The subsidy promised by the Irish lords amounted to the then
enormous sum of forty thousand pounds sterling, to be paid
annually for three years. Two-thirds of it was paid, according
to Matthew O'Connor, but no one of the "graces" was forthcoming,
the king finding he had promised more than he could perform.

Instead of enabling the land-owners of Connaught to obtain a new
title by a new enrolment, Strafford, with the connivance of
Charles, devised a project which would have enabled the king to
dispose of the whole province to the enriching of his exchequer.
This project consisted in throwing open the whole territory to
the court of "defective titles." To legalize this spoliation,
the parchment grant, five hundred years old, given to Roderic
O'Connor and Richard de Burgo, by Henry II., was set up as
rendering invalid the claims of immemorial possession by the
Irish, although confirmed by recent compositions.

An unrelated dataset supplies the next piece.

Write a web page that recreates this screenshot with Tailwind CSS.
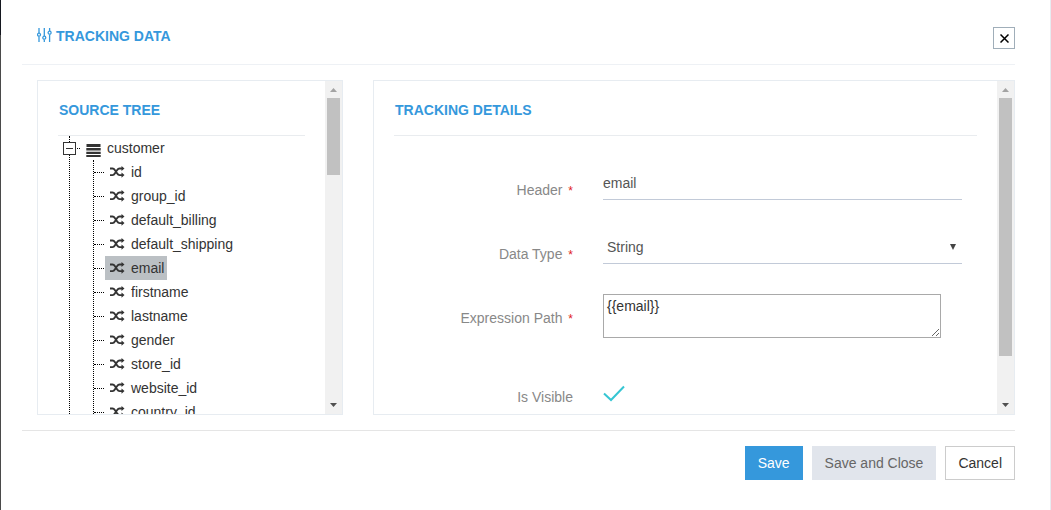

In the counties of Roscommon, Mayo, and Sligo, juries were found
for the crown. The honesty and courageous resistance of a Galway
jury prevented the carrying out of the measure in that county.
Strafford resented this rebuff deeply; and the brave Galway
jurors were punished without mercy for their "contumacy," for
they had been told openly to find for the king. Compelled to
appear in the Castle chamber, they were each fined four thousand
pounds, their estates seized, and themselves imprisoned until
their fines should be paid; while the sheriff, who was also
fined to the same amount, not being able to pay, died in prison.
Such were a few of the "graces" granted the Irish on the
accession of Charles I.

Meanwhile, the king's difficulties with his English subjects
drove him to turn for hope to the Scotch, upon whom he had
attempted to force Episcopalianism. The resistance of the Scotch,
and the celebrated Covenant by which they bound themselves, are
well known. Charles, finally, granted the Covenanters not only
liberty of conscience, but even the religious supremacy of
Presbyterianism, paying their army, moreover, for a portion of
the time it passed under service in the rebellion against

The example of the Scotch was certainly calculated to inflame
the Irish with ardor, and drive them likewise into rebellion.
What was the oppression of Scotland compared to that under which
Ireland had so long groaned? Surely the final attempt of the
chief minister of Charles to rob them of the one province which
had hitherto escaped, was enough to open their eyes, and convert
their faith in the Stuart dynasty into hatred and determined
opposition. Yet were they on the eve of carrying their devotion
to this faithless and worthless line to the height of heroism.
The generosity of the nature which is in them could find an
excuse for Charles. "He would have done us right," they thought,
"had he been left free." From the rebellion of his subjects, in
England and Scotland, they could only draw one conclusion--that
he was the victim of Puritanism, for which they could entertain
no feeling but one of horror; and it is a telling fact that
their attachment to their religion kept them faithful to the
sovereign to whom they had sworn their allegiance, however
unworthy he might be.

Thus in the famous rising of 1641, when in one night Ireland,
with the exception of a few cities, freed herself from the
oppressor (the failure of the plan in Dublin being the only
thing which prevented a complete success; the English of the
Pale still refusing to combine with the Irish), the native Irish
alone, left to their own resources, proclaimed emphatically in
explicit terms their loyalty to the king, whom they credited
with a just and tolerant disposition, if freed from the
restraints imposed upon him by the Puritanical faction. A
further fact stranger still, and still more calculated to shake
their confidence in the monarch, occurred shortly after, which
indeed raises the loyalty of the nation to a height
inconceivable and impossible to any people, unless one whose
conscience is swayed by the sense of stern duty.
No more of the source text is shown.